Twisting: For some varieties of broccoli, twisting the head can be an effective harvest method. To do this, grasp the head with one hand and turn it firmly until it separates from the stem. This method can be more efficient than cutting, especially with a large harvest.
Pinching: Pinching is a method used primarily for sprouting broccoli. To harvest, use your fingers to pinch off the individual heads as they reach maturity.
Regardless of the harvesting technique used, it is vital to avoid damaging the plant and to harvest the broccoli as soon as it is ready. Leaving the heads on the plant too long can result in a bitter flavor and reduced yield. However, you can enjoy a delicious and nutritious crop of fresh broccoli using one of these harvesting techniques.
How To Know When A Broccoli Plant Has Bolted
Bolting is the term used to describe when a broccoli plant shifts its energy from producing large, healthy florets to growing flowers and broccoli seeds. Bolting typically occurs when the weather becomes too warm for the plant or when the plant is under stress due to other factors, such as lack of water or nutrients.
Here are some signs that a broccoli plant has bolted:
Yellow flowers: When a broccoli plant bolts, it will produce small, yellow flowers. These flowers are the plant’s way of reproducing, clearly showing that it has shifted its focus away from producing broccoli florets.
Bitter taste: When a broccoli plant bolts, the flavor of the florets can become more bitter and unpleasant. The bitter taste is due to changes in the plant’s chemistry as it produces flowers and seeds.
Small, sparse florets: As a broccoli plant bolts, the size and quantity of the florets will decrease. The florets may also become more sparse and unevenly spaced on the plant.
Here are some popular broccoli cultivars that are known for their bolt resistance:
Gypsy – This broccoli produces medium-sized heads that are uniform in shape and size. Gypsy is known for its excellent flavor and texture, making it a popular choice among gardeners.
Green Duke – Green Duke produces medium-sized, dome-shaped heads tightly packed with dark green florets. This broccoli type is also known for its intense flavor and tolerance to heat.
Packman – Packman is popular among commercial growers due to its early maturity and high yields. It produces medium-sized heads with tightly packed florets and a mild, sweet flavor.
DeCicco – DeCicco is a classic Italian heirloom that produces smaller, bluish-green heads that are loose and open. It is known for its delicious flavor and ability to make side shoots after harvesting the main head.
Premium Crop – Premium Crop is a reliable and high-yielding broccoli that produces large, uniform heads with tightly packed florets. It has a mild flavor and is tolerant to heat and cold.
Arcadia – Arcadia broccoli produces medium-sized heads with a slightly purple hue and tightly packed florets. It is popular with gardeners due to its excellent flavor and heat tolerance.

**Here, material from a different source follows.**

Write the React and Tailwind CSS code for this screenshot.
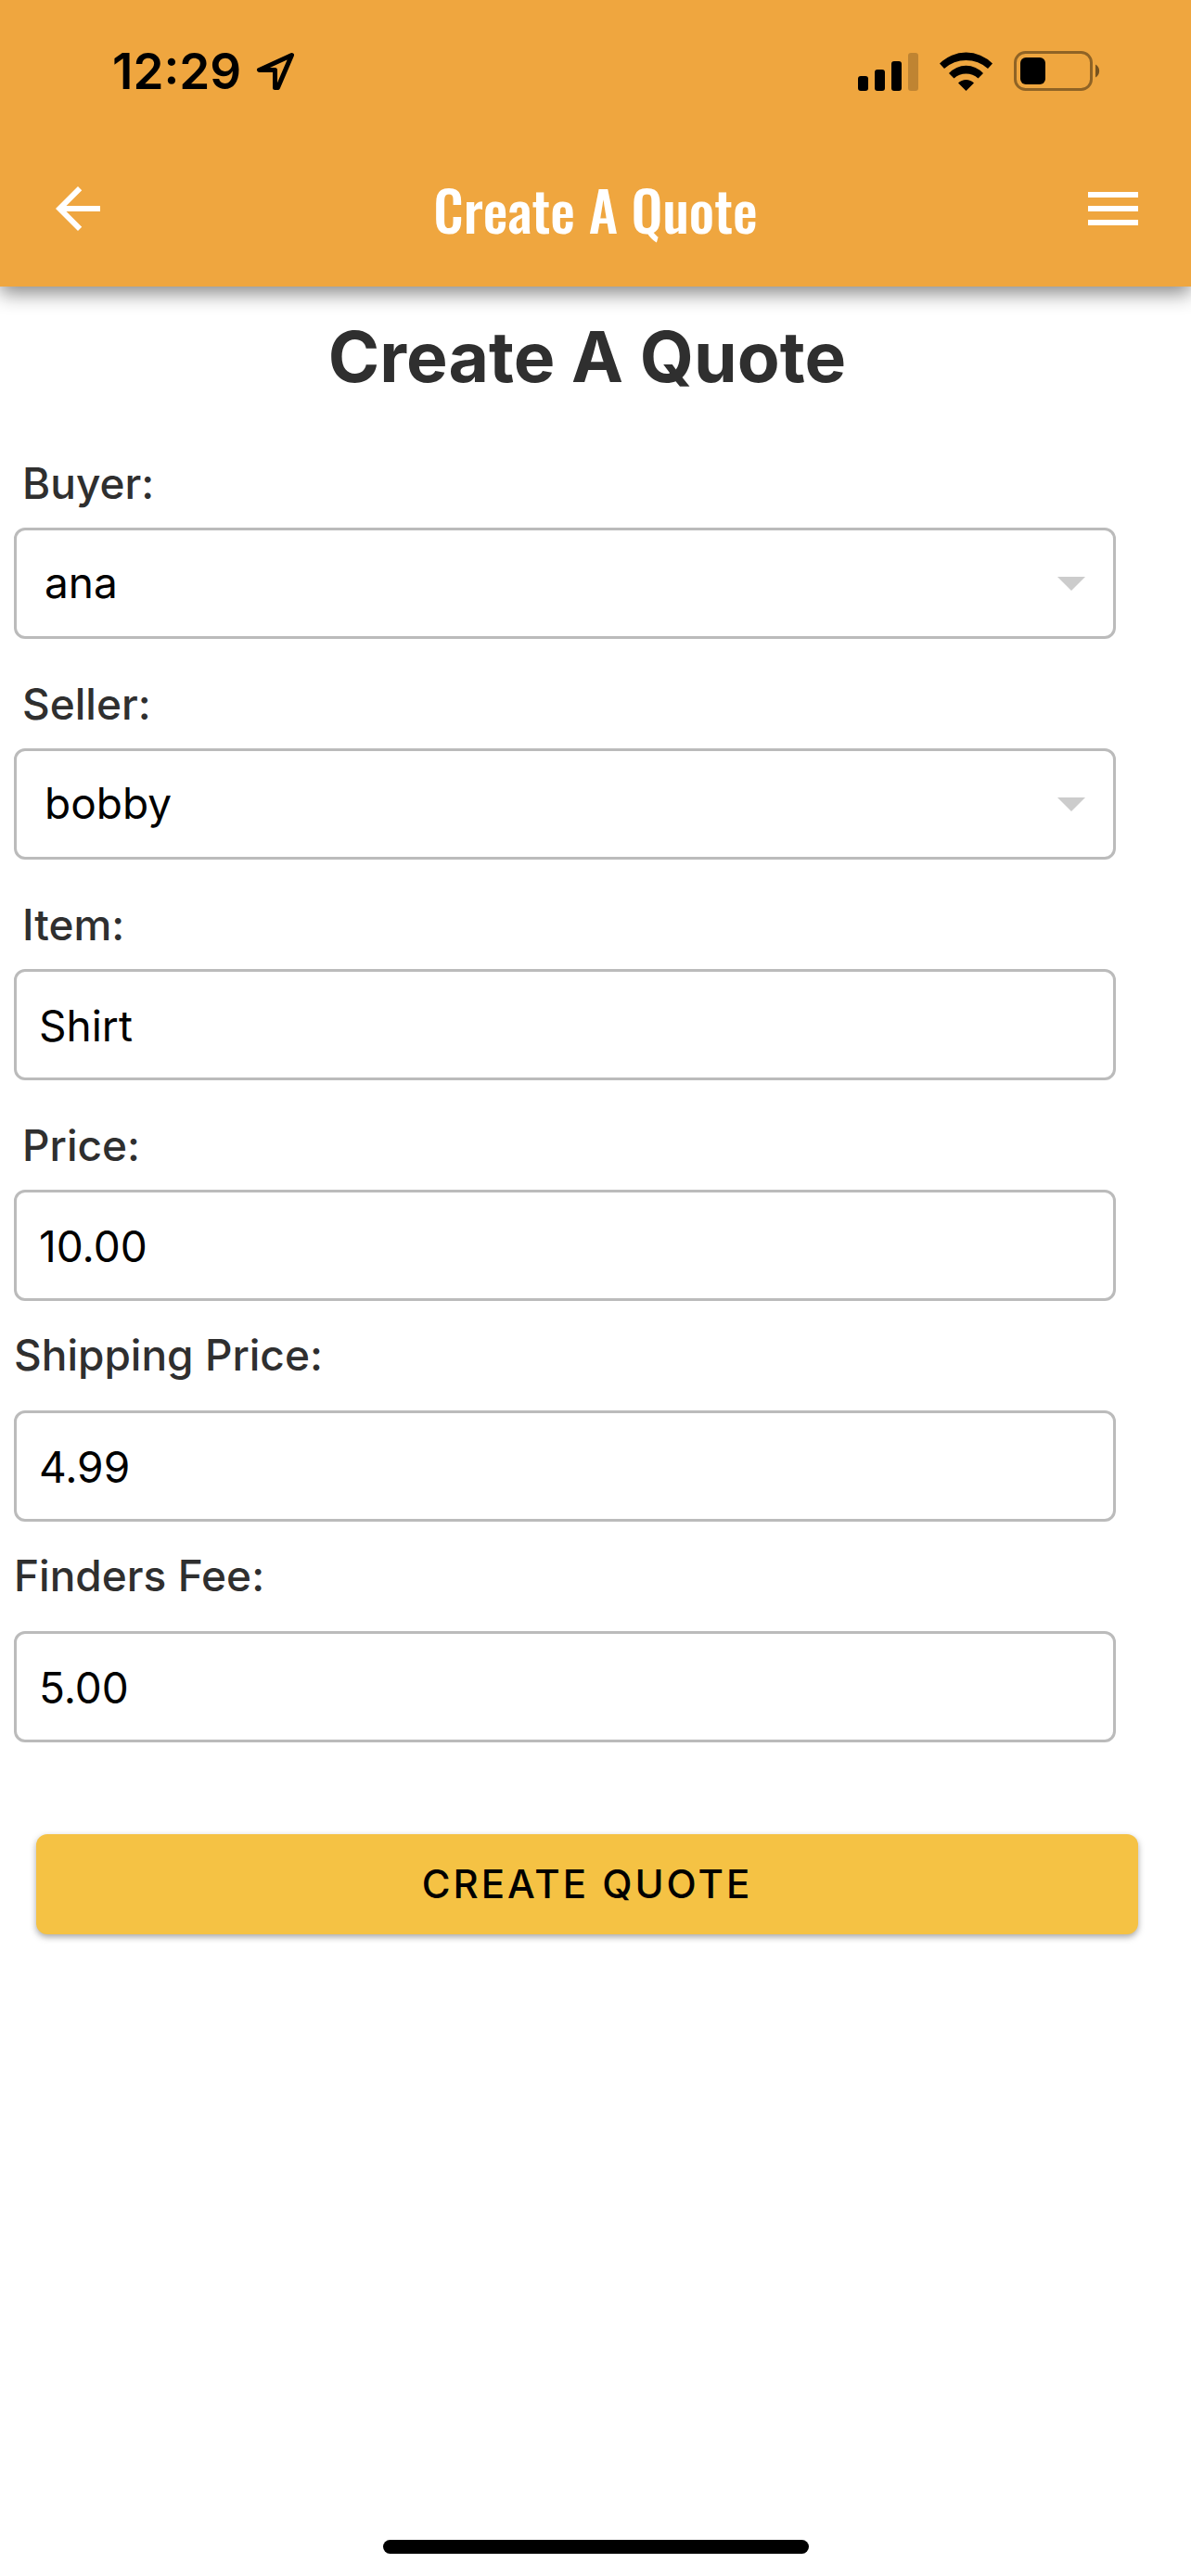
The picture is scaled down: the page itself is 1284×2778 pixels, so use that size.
import { useState } from "react";

const BUYERS = ["ana", "bobby", "carla"];
const SELLERS = ["bobby", "ana", "carla"];

const CONTROL =
  "block w-full h-[120px] rounded-xl border-3 border-[#bbbbbb] bg-transparent text-[46px] text-black outline-none";

function StatusBar() {
  return (
    <div className="flex h-[141px] items-center justify-between pt-3 pl-[121px] pr-[97px] text-black">
      <div className="flex items-center gap-4">
        <span className="text-[53px] leading-[60px] font-semibold">12:29</span>
        <svg width="42" height="42" viewBox="0 0 42 42" fill="none" stroke="currentColor" strokeWidth="5" strokeLinejoin="round">
          <path d="M38.5 3.5L3.5 19.5H20.5V38.5H23.5Z" />
        </svg>
      </div>

      <div className="flex items-center gap-[23px]">
        <svg width="65" height="42" viewBox="0 0 65 42" fill="currentColor">
          <rect x="0" y="26" width="11" height="16" rx="3" />
          <rect x="18" y="19" width="11" height="23" rx="3" />
          <rect x="36" y="10" width="11" height="32" rx="3" />
          <rect x="54" y="1" width="11" height="41" rx="3" opacity="0.2" />
        </svg>
        <svg width="57" height="42" viewBox="0 0 57 42" fill="currentColor">
          <path d="M0 12.5A40 40 0 0 1 57 12.5L52 18A35 35 0 0 0 5 18Z" />
          <path d="M10 23A25 25 0 0 1 47 23L41.5 28.5A19.5 19.5 0 0 0 15.5 28.5Z" />
          <path d="M20 33.5A12 12 0 0 1 37 33.5L28.5 42Z" />
        </svg>
        <svg width="94" height="43" viewBox="0 0 94 43" fill="none">
          <rect x="1.5" y="1.5" width="82" height="40" rx="11" stroke="black" strokeWidth="3" opacity="0.4" />
          <rect x="7" y="7" width="27" height="29" rx="6" fill="black" />
          <path d="M88 14.5A8 8 0 0 1 88 28.5Z" fill="black" opacity="0.5" />
        </svg>
      </div>
    </div>
  );
}

function Header() {
  return (
    <header className="relative z-10 bg-[#efa63f] shadow-[0_7px_20px_rgba(0,0,0,0.48)]">
      <StatusBar />
      <div className="flex h-[168px] items-center justify-between px-12 text-white">
        <button type="button" aria-label="Back">
          <svg width="72" height="72" viewBox="0 0 24 24" fill="currentColor">
            <path d="M20 11H7.83l5.59-5.59L12 4l-8 8 8 8 1.41-1.41L7.83 13H20v-2z" />
          </svg>
        </button>
        <div className="font-['Oswald',sans-serif] text-[60px] leading-[72px] font-medium">
          Create A Quote
        </div>
        <button type="button" aria-label="Menu">
          <svg width="72" height="72" viewBox="0 0 24 24" fill="currentColor">
            <path d="M3 18h18v-2H3v2zm0-5h18v-2H3v2zm0-7v2h18V6H3z" />
          </svg>
        </button>
      </div>
    </header>
  );
}

// flush labels sit on the field's left edge, a little higher than the others
function Field({ id, label, flush = false, children }) {
  return (
    <div>
      <label
        htmlFor={id}
        className={`block text-[46px] leading-[60px] font-medium text-[#2f2f2f] ${
          flush ? "pt-7 pb-[30px]" : "pt-10 pb-[18px] pl-[9px]"
        }`}
      >
        {label}
      </label>
      {children}
    </div>
  );
}

function SelectField({ id, label, options, value, onChange }) {
  return (
    <Field id={id} label={label}>
      <div className="relative">
        <select
          id={id}
          value={value}
          onChange={(e) => onChange(e.target.value)}
          className={`${CONTROL} appearance-none pl-[30px] pr-20 pb-0.5`}
        >
          {options.map((o) => (
            <option key={o} value={o}>{o}</option>
          ))}
        </select>
        <svg className="pointer-events-none absolute top-[53px] right-[33px]" width="30" height="15" viewBox="0 0 30 15" fill="#cccccc">
          <path d="M0 0H30L15 15Z" />
        </svg>
      </div>
    </Field>
  );
}

function TextField({ id, label, flush, value, onChange }) {
  return (
    <Field id={id} label={label} flush={flush}>
      <input
        id={id}
        type="text"
        value={value}
        onChange={(e) => onChange(e.target.value)}
        className={`${CONTROL} px-6 pt-0.5`}
      />
    </Field>
  );
}

export default function App() {
  const [quote, setQuote] = useState({
    buyer: "ana",
    seller: "bobby",
    item: "Shirt",
    price: "10.00",
    shipping: "4.99",
    fee: "5.00",
  });
  const set = (key) => (value) => setQuote({ ...quote, [key]: value });

  return (
    <div className="flex min-h-screen flex-col bg-white font-['Inter',sans-serif]">
      <Header />

      <main className="mr-[18px] flex-1 pt-7">
        <h1 className="mb-[18px] text-center text-[75px] leading-[96px] font-bold text-[#2f2f2f]">
          Create A Quote
        </h1>

        <form onSubmit={(e) => e.preventDefault()}>
          <div className="pl-[15px] pr-[63px]">
            <SelectField id="buyer" label="Buyer:" options={BUYERS} value={quote.buyer} onChange={set("buyer")} />
            <SelectField id="seller" label="Seller:" options={SELLERS} value={quote.seller} onChange={set("seller")} />
            <TextField id="item" label="Item:" value={quote.item} onChange={set("item")} />
            <TextField id="price" label="Price:" value={quote.price} onChange={set("price")} />
            <TextField id="shipping" label="Shipping Price:" flush value={quote.shipping} onChange={set("shipping")} />
            <TextField id="fee" label="Finders Fee:" flush value={quote.fee} onChange={set("fee")} />
          </div>

          <div className="px-[39px] pt-[99px]">
            <button
              type="submit"
              className="h-[108px] w-full rounded-xl bg-[#f5c244] pb-0.5 text-[42px] font-medium tracking-[3px] text-black uppercase shadow-[0_3px_7px_rgba(0,0,0,0.35)]"
            >
              Create Quote
            </button>
          </div>
        </form>
      </main>

      {/* Home indicator */}
      <div className="flex justify-center pb-6">
        <div className="h-[15px] w-[459px] rounded-full bg-black" />
      </div>
    </div>
  );
}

Belstar – Belstar has mid-sized broccoli heads, tight florets, and a slightly sweetish flavor. Belstar has excellent heat and drought tolerances making it an ideal choice for warmer regions.
Goliath- Dark green goliath produces large, dense, deep green heads of florets on sturdy stems. It is a hybrid broccoli developed to produce high yields with a mild, sweet flavor and a tender texture.

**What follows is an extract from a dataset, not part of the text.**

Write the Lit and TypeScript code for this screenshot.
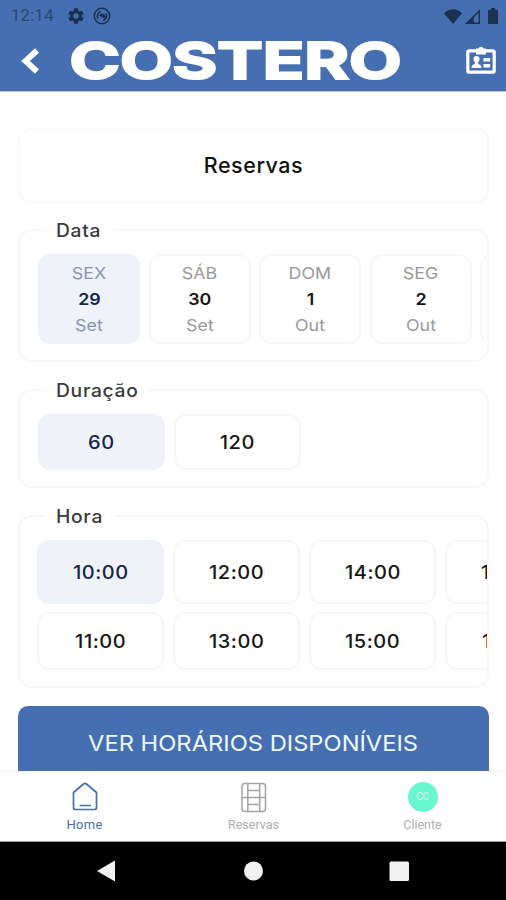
import { LitElement, html, css } from "lit";
import { customElement, property } from "lit/decorators.js";
import { classMap } from "lit/directives/class-map.js";

@customElement("status-bar")
class StatusBar extends LitElement {
  static styles = css`
    :host { display: flex; align-items: center; height: 32px; padding: 0 8px 0 11px; color: #1b3152; }
    .clock { font: 400 16.5px/32px Roboto, sans-serif; letter-spacing: 0.35px; width: 57px; color: #29476f; }
    svg { display: block; fill: currentColor; flex: none; }
    .copy { margin-left: 9px; }
    .wifi { margin-left: auto; }
    .signal { margin-left: 3px; }
    .battery { margin-left: 8px; }
  `;
  render() {
    return html`
      <span class="clock">12:14</span>
      <svg width="16" height="16" viewBox="2 2 20 20"><path fill-rule="evenodd" d="M19.14 12.94a7 7 0 0 0 .06-.94 7 7 0 0 0-.07-.94l2.03-1.58a.5.5 0 0 0 .12-.61l-1.92-3.32a.5.5 0 0 0-.59-.22l-2.39.96a7 7 0 0 0-1.62-.94l-.36-2.54a.5.5 0 0 0-.48-.41h-3.84a.5.5 0 0 0-.47.41l-.36 2.54a7 7 0 0 0-1.62.94l-2.39-.96a.5.5 0 0 0-.59.22L2.74 8.87a.5.5 0 0 0 .12.61l2.03 1.58a7 7 0 0 0 0 1.88l-2.03 1.58a.5.5 0 0 0-.12.61l1.92 3.32c.12.22.37.29.59.22l2.39-.96c.5.38 1.03.7 1.62.94l.36 2.54c.05.24.24.41.48.41h3.84c.24 0 .44-.17.47-.41l.36-2.54a7 7 0 0 0 1.62-.94l2.39.96c.22.08.47 0 .59-.22l1.92-3.32a.5.5 0 0 0-.12-.61zM12 15.4a3.4 3.4 0 1 1 0-6.8 3.4 3.4 0 0 1 0 6.8z"/></svg>
      <svg class="copy" width="18" height="18" viewBox="0 0 18 18"><circle cx="9" cy="9" r="7.7" fill="none" stroke="currentColor" stroke-width="1.5"/><path d="M5.200 11.800A4.600 4.600 0 0 1 8 4.600M12.800 6.200A4.600 4.600 0 0 1 10 13.400" fill="none" stroke="currentColor" stroke-width="1.500"/><path d="M6 8.500A3.500 3.500 0 0 1 12.600 9.600L12.300 12z"/></svg>
      <svg class="wifi" width="18" height="15" viewBox="0 0 18 15"><path d="M0 4.2C5-1.2 13-1.2 18 4.2L9 15z"/></svg>
      <svg class="signal" width="15" height="15" viewBox="0 0 15 15"><path d="M15 0v15H0zM13.600 3.600L8.800 8.400V13.600H13.600z" fill-rule="evenodd"/></svg>
      <svg class="battery" width="10" height="16" viewBox="0 0 10 16"><path d="M3 0h4v1.800h2a1 1 0 0 1 1 1V15a1 1 0 0 1-1 1H1a1 1 0 0 1-1-1V2.800a1 1 0 0 1 1-1h2z"/></svg>
    `;
  }
}

@customElement("app-header")
class AppHeader extends LitElement {
  static styles = css`
    :host { display: flex; align-items: flex-start; height: 59px; padding: 0 10px 0 21px; }
    svg { display: block; flex: none; }
    .back { margin-top: 16px; }
    .logo { margin: 3px 0 0 28px; }
    .logo text { font: 700 51px Inter, sans-serif; fill: #fff; stroke: #fff; stroke-width: 2.2px; stroke-linejoin: miter; }
    .badge { margin: 14px 0 0 auto; }
  `;
  render() {
    return html`
      <svg class="back" width="19" height="26" viewBox="0 0 19 26"><path d="M16 2.500L4.500 13 16 23.500" fill="none" stroke="#fff" stroke-width="5.800"/></svg>
      <svg class="logo" width="336" height="52" viewBox="0 0 336 52"><text x="1.500" y="44.200" textLength="332" lengthAdjust="spacingAndGlyphs">COSTERO</text></svg>
      <svg class="badge" width="30" height="30" viewBox="0 0 30 30">
        <rect x="1.800" y="4.800" width="26.400" height="21.400" rx="1.500" fill="none" stroke="#fff" stroke-width="3.200"/>
        <path d="M10 2.500h2.600a2.500 2.500 0 0 1 4.800 0H20V8.500H10z" fill="#fff"/>
        <circle cx="10.500" cy="13" r="3.100" fill="#fff"/>
        <path d="M5.500 22c0-3 1.800-3.500 3.300-4v-3h3.400v3c1.700.5 3.300 1 3.300 4zM17.500 12.100h6.700v3.500h-6.700zM17.500 17.900h6.700v3.500h-6.700z" fill="#fff"/>
      </svg>
    `;
  }
}

@customElement("field-group")
class FieldGroup extends LitElement {
  @property() label = "";
  static styles = css`
    :host { display: block; box-sizing: border-box; border: 2px solid #f8f8f8; border-radius: 14px; }
    .label { display: block; width: fit-content; height: 24px; margin: -13px 0 0 24px; padding: 0 16px 0 12px; background: #fff; font: 500 18px/25px Inter, sans-serif; letter-spacing: 0.65px; color: #3a3a3a; }
    .label span { display: block; transform: scaleX(1.07); transform-origin: left; }
    .strip { overflow: hidden; }
  `;
  render() {
    return html`<div class="label"><span>${this.label}</span></div><div class="strip"><slot></slot></div>`;
  }
}

const days = [["SEX", "29", "Set"], ["SÁB", "30", "Set"], ["DOM", "1", "Out"], ["SEG", "2", "Out"], ["", "", ""]];
const hours = ["10:00", "12:00", "14:00", "16:00", "11:00", "13:00", "15:00", "17:00"];

@customElement("app-root")
class AppRoot extends LitElement {
  static styles = css`
    :host { display: flex; flex-direction: column; width: 506px; height: 900px; overflow: hidden; background: #fff; font-family: Inter, sans-serif; }
    .top { flex: none; background: #456fb1; height: 91px; border-bottom: 1px solid #b7c7e0; }
    .content { flex: 1; min-height: 0; overflow: hidden; padding: 36px 17px 0 18px; }
    .title { box-sizing: border-box; height: 75px; margin: 0 0 0 0; border: 2px solid #f9f9f9; border-radius: 12px; font: 500 21.500px/71px Inter, sans-serif; letter-spacing: 0.55px; text-align: center; color: #111; }
    .dates { margin-top: 26px; height: 133px; }
    .durations { margin-top: 27px; height: 99px; }
    .hours { margin-top: 27px; height: 173px; }
    .row { display: grid; }
    .dates .row { grid-template-columns: repeat(5, 102px); column-gap: 8.600px; margin: 12px 0 0 18px; }
    .durations .row { grid-template-columns: repeat(2, 127px); column-gap: 9px; margin: 12px 0 0 18px; }
    .hours .row { grid-template-columns: repeat(4, 127px); grid-template-rows: 64px 58px; gap: 8px 9px; margin: 12px 0 0 17px; }
    .cell { box-sizing: border-box; border: 2px solid #f8f8f8; border-radius: 12px; display: flex; align-items: center; justify-content: center; font-weight: 500; font-size: 18.500px; letter-spacing: 0.5px; color: #161616; }
    .cell span { display: block; transform: scaleX(1.08); }
    .day { height: 90px; flex-direction: column; font-size: 16.500px; line-height: 25.700px; padding-top: 2px; }
    .muted { font-weight: 400; color: #999; letter-spacing: 0.1px; }
    .num { font-weight: 600; letter-spacing: 0; }
    .short { height: 56px; }
    .on { background: #eff3f9; border-color: #eff3f9; color: #17234f; }
    .on .muted { color: #8793b1; }
    .cta { height: 75px; margin: 18px 0 0 0; border-radius: 10px; background: #456fb1; color: #f1f7ff; font-size: 22px; line-height: 75px; text-align: center; }
    .cta span { display: inline-block; transform: scaleX(1.078); }
    .tabs { flex: none; height: 71px; display: grid; grid-template-columns: repeat(3, 169px); box-sizing: border-box; border-top: 1px solid #f5f6f8; border-bottom: 1px solid #999; }
    .tab { display: flex; flex-direction: column; align-items: center; padding-top: 10px; font: 400 12.500px/16px Roboto, sans-serif; color: #adadad; }
    .tab svg { display: block; height: 32px; margin-bottom: 3px; }
    .active { color: #456fb1; font-size: 13px; letter-spacing: 0.3px; }
    .avatar { width: 30px; height: 30px; margin: 0 0 5px; border-radius: 50%; background: #69f8ce; color: #c4ffec; font-size: 10px; font-weight: 500; line-height: 30px; text-align: center; letter-spacing: -0.5px; }
    .nav { flex: none; height: 58px; background: #000; }
    .nav svg { display: block; }
  `;

  render() {
    return html`
      <div class="top"><status-bar></status-bar><app-header></app-header></div>
      <div class="content">
        <div class="title">Reservas</div>
        <field-group class="dates" label="Data">
          <div class="row">${days.map(([name, num, month], i) => html`
            <div class=${classMap({ cell: true, day: true, on: i === 0 })}>
              <span class="muted">${name}</span><span class="num">${num}</span><span class="muted">${month}</span>
            </div>`)}</div>
        </field-group>
        <field-group class="durations" label="Duração">
          <div class="row"><div class="cell short on"><span>60</span></div><div class="cell short"><span>120</span></div></div>
        </field-group>
        <field-group class="hours" label="Hora">
          <div class="row">${hours.map((h, i) => html`<div class=${classMap({ cell: true, on: i === 0 })}><span>${h}</span></div>`)}</div>
        </field-group>
        <div class="cta"><span>VER HORÁRIOS DISPONÍVEIS</span></div>
      </div>
      <div class="tabs">
        <div class="tab active">
          <svg width="28" viewBox="0 0 28 32"><path d="M2.500 10.500L12.500 2q1.500-1.100 3 0L25.500 10.500V25.500q0 2-2 2h-19q-2 0-2-2zM8.500 23.500H20" fill="none" stroke="currentColor" stroke-width="1.700"/></svg>
          Home
        </div>
        <div class="tab">
          <svg width="28" viewBox="0 0 28 32" fill="none" stroke="#a3a3a3" stroke-width="1.500"><rect x="2" y="1.500" width="23.500" height="28" rx="3"/><path d="M7.800 1.500v28M19.700 1.500v28M2 15.500h23.500M7.800 8.500h11.900M7.800 22.500h11.900"/></svg>
          Reservas
        </div>
        <div class="tab"><div class="avatar">CC</div>Cliente</div>
      </div>
      <div class="nav">
        <svg width="506" height="58" viewBox="0 0 506 58" fill="#f1f1f1"><path d="M97 29l18-10.500v21z"/><circle cx="253.500" cy="29" r="9.500"/><rect x="389.500" y="19.500" width="19.500" height="19.500" rx="1.500"/></svg>
      </div>
    `;
  }
}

How To Clean, Use and Keep Broccoli Fresh
Here are three post-harvest care steps for broccoli:
- Broccoli should be stored n a cool, dry place to keep it fresh as long as possible.
- Store broccoli in the refrigerator, but do not wash or trim it beforehand. Instead, wrap the broccoli tightly in plastic wrap or a plastic bag to keep it fresh for up to a week.
- Before using broccoli, it should be cleaned and trimmed. To clean broccoli, rinse it under cold running water and pat it dry with a clean towel.
Broccoli can be used in various ways, from simple steaming or roasting to soups, stir fry, and stews. Broccoli can also be a healthy and nutritious addition to salads or as a snack, served raw with hummus or other dips. With its mild and versatile flavor, broccoli is an excellent addition to any meal.